Discussion in 'Gunsmithing Forum' started by easterner123, Jun 19, 2009.

  1. easterner123

    easterner123 New Member

    Well, I am undecided about a career after the military. After some time in a combat unit like the rangers or airborne, on of the Army's MOS' is a gunsmith/armorer. What are the benefits of learning this skill? What type of training does it take and how long? And Why do you guys do it and what do you get out of it (besides getting to handle guns for a living, that is enough in itself)?
  2. c3shooter

    c3shooter Administrator Staff Member

    Best answer I could give you right now is to refer you to someone else- an Army Recruiter.

    DO understand that Combat Arms, such as Infantry, Artillery, Armor, Engineer is a separate track from Combat Support- such as Ordnance, Supply, etc. In MOST cases (not all) a unit armorer is a relatively low level position. Armorers are trained in the care and maintenance of weapons- for instance, how do I fix my XM144E2 .177 caliber smoothbore spreical pellet projector (that's a BB gun, son- keep up with me now) when it fails to feed. If the problem is at a certain level of expertise (the ejector has a broken spring) and it can be fixed by replacing that spring, then you do that at the unit level. If the problem is that the flamistan has been framboozled, and the fix for that is to regulate the thingamajig, and that is beyond your level, the weapon gets sent up to the next level, or the next, or the next (maybe a depot level rebuild)
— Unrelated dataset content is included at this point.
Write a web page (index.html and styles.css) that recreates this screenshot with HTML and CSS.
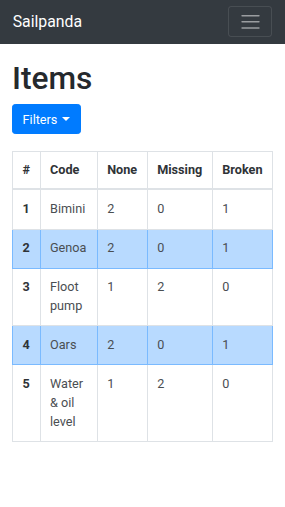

    And despite all the jokes about recruiters- they DO have the most current info on schools, career tracks, etc. If a recruiter makes a promise IN WRITING- and the service fails to follow thru on that promise, the recruit is released from service.

    Being a military armorer can be good training- it does NOT immediately translate into being a civilian gunsmith- who may do things like MAKE parts that are not avaialble, refinish wood, and work on a HUGE variety of arms. But it CAN be a good start.